Let’s apply this strategy to our case and see whether it’s works or not to beat the benchmark MSE of 21.882.
With wait, till the end of the 839th epoch we see that the training condition converges as we reach validation MSE 21.8755,just below the defined benchmark MSE 21.882. Can we save some computation resources by running fewer epochs to achieve the same target?
LearningRateScheduler: We can if we include the intelligence of adjusting the learning rate by searching a vast range of learning rate(LR). This function allows large weight changes at the beginning of the
learning process and small changes or fine-tuning towards
the end of the learning process. Typically training starts with a relatively large value and decreases it in later training epochs. To adjust the learning rate we apply a custom lambda function that returns the desired learning rate by taking the current epoch as an argument and pass it as the schedule parameter to tf.keras.callbacks class. By running quick 100 epochs with LR exploration ranging from 1e-8 to 1e-4 we pick the optimal stable LR as 1e-5.

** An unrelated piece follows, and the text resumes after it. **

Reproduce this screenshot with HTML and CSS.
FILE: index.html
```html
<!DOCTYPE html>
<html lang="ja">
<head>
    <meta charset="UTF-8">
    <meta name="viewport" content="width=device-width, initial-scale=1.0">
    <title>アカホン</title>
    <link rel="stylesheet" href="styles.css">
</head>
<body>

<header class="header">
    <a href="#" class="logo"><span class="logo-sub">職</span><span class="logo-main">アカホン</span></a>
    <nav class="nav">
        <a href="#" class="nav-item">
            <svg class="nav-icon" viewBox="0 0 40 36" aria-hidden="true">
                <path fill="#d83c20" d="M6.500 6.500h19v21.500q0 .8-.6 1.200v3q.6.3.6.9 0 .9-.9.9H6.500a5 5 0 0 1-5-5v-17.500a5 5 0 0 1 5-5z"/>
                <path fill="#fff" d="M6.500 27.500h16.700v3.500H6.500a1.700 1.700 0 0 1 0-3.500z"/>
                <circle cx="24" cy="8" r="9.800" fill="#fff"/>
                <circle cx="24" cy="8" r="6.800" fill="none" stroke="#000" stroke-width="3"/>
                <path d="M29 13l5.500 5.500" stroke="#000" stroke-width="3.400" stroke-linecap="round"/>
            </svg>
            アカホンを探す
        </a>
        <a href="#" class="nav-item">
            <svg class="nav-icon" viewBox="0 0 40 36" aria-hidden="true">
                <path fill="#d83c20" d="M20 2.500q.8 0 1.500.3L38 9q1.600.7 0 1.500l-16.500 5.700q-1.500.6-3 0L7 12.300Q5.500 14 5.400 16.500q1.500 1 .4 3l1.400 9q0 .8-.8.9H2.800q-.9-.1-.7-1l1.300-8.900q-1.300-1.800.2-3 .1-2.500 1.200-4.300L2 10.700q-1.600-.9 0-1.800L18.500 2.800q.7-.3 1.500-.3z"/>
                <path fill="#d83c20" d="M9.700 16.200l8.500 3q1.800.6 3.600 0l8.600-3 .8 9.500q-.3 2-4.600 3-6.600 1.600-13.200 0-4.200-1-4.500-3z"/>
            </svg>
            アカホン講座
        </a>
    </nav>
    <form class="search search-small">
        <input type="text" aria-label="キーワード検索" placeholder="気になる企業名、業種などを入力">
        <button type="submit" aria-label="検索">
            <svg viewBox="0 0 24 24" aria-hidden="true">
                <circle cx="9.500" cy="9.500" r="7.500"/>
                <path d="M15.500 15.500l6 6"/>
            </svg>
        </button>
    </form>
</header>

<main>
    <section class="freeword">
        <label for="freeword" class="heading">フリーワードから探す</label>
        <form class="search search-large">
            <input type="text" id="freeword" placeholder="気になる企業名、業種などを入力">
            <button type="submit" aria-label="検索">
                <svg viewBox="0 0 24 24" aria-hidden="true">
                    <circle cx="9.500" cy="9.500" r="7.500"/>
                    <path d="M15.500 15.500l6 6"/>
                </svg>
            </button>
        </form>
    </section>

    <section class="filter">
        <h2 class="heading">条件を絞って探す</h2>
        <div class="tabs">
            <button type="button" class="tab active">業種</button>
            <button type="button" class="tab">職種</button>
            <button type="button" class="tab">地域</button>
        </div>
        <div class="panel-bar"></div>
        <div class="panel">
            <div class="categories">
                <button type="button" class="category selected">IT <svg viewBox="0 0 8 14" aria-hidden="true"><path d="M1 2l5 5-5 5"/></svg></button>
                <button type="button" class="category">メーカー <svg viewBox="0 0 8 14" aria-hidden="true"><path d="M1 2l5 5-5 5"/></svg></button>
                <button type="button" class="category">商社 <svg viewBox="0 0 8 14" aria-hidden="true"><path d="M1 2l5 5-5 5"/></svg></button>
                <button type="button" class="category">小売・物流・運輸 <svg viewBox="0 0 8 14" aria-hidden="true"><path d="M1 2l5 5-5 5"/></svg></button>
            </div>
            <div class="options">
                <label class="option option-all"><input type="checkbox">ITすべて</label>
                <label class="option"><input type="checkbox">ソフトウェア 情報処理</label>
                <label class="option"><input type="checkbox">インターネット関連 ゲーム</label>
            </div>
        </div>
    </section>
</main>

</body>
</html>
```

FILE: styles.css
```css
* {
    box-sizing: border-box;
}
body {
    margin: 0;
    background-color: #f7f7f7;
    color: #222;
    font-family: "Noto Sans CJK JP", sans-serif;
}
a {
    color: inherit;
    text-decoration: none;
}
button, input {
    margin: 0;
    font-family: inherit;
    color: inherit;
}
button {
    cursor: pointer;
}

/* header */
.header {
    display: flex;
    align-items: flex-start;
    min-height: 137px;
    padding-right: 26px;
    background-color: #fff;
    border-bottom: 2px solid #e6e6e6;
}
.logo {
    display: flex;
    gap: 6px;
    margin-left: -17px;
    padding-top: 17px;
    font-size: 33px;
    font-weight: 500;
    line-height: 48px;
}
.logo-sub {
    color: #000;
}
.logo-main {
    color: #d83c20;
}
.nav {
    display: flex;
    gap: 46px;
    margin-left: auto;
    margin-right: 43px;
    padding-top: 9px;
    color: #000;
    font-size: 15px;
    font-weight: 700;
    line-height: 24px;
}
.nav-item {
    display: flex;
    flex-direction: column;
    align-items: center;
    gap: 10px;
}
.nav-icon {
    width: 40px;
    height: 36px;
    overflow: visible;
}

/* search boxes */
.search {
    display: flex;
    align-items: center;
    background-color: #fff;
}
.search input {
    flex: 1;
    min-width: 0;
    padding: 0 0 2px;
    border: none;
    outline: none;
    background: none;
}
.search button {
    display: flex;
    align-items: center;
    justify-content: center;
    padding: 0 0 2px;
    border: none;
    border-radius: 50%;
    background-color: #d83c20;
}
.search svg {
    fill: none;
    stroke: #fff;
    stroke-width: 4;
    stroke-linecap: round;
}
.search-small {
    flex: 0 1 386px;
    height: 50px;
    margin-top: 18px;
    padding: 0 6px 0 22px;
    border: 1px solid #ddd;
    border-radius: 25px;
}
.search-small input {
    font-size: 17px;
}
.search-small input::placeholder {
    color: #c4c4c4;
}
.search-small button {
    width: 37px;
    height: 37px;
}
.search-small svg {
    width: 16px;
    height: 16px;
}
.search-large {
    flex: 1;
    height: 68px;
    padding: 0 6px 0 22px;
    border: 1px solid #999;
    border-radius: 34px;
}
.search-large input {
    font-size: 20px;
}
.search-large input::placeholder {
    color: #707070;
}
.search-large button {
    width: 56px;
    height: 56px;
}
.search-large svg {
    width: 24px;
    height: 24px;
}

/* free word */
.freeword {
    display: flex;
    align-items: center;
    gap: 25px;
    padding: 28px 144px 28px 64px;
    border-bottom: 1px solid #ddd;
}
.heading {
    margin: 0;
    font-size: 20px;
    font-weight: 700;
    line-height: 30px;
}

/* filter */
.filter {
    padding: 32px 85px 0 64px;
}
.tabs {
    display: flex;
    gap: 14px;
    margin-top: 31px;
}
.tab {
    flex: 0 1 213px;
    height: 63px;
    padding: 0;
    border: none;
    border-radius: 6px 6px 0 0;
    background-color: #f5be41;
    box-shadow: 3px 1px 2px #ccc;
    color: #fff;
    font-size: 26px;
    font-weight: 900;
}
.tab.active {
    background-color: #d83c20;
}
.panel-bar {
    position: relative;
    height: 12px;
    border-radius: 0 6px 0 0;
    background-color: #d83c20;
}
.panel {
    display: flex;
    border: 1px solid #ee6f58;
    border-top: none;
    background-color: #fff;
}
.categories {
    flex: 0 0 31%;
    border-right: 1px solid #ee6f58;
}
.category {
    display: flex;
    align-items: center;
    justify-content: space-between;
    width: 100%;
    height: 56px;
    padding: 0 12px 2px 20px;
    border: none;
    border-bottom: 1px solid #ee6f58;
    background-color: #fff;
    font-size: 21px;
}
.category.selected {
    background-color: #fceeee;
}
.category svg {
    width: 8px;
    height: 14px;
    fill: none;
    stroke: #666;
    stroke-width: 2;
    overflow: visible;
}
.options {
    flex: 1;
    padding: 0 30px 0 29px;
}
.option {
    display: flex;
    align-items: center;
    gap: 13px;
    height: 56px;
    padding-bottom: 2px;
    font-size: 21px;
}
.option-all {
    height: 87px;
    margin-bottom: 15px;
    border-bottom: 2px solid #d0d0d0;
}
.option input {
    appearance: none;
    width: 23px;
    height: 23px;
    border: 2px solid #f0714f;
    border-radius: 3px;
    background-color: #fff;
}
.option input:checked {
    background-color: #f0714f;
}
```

lr_schedule = tf.keras.callbacks.LearningRateScheduler(
lambda epoch: 1e-8 * 10**(epoch / 20))
Now together with custom callback subclass and LearningRateScheduler we can reduce the training epoch nos choosing the optimal LR 1e-5 to as low as 115!. Finally by applying ModelCheckpoint with callback subclass we can periodically save the best model to avoid any loss of information.
With this we save a significant computation resource by beating the target MSE of 21.882 by 1.35%(improved validation MSE 21.589).
Takeaways:
While TensorFlow has tons of functionalities to design NN, controlling training process and optimizing computation resource this particular feature of TF2 not only helps us build amazing data products but also helps us to keep a closer tab on the model training.While TF has many options to reduce overfitting, the callbacks method with early stopping to training is one of the easiest methods to add a guiding principle to learning,monitoring,logging and resource optimization.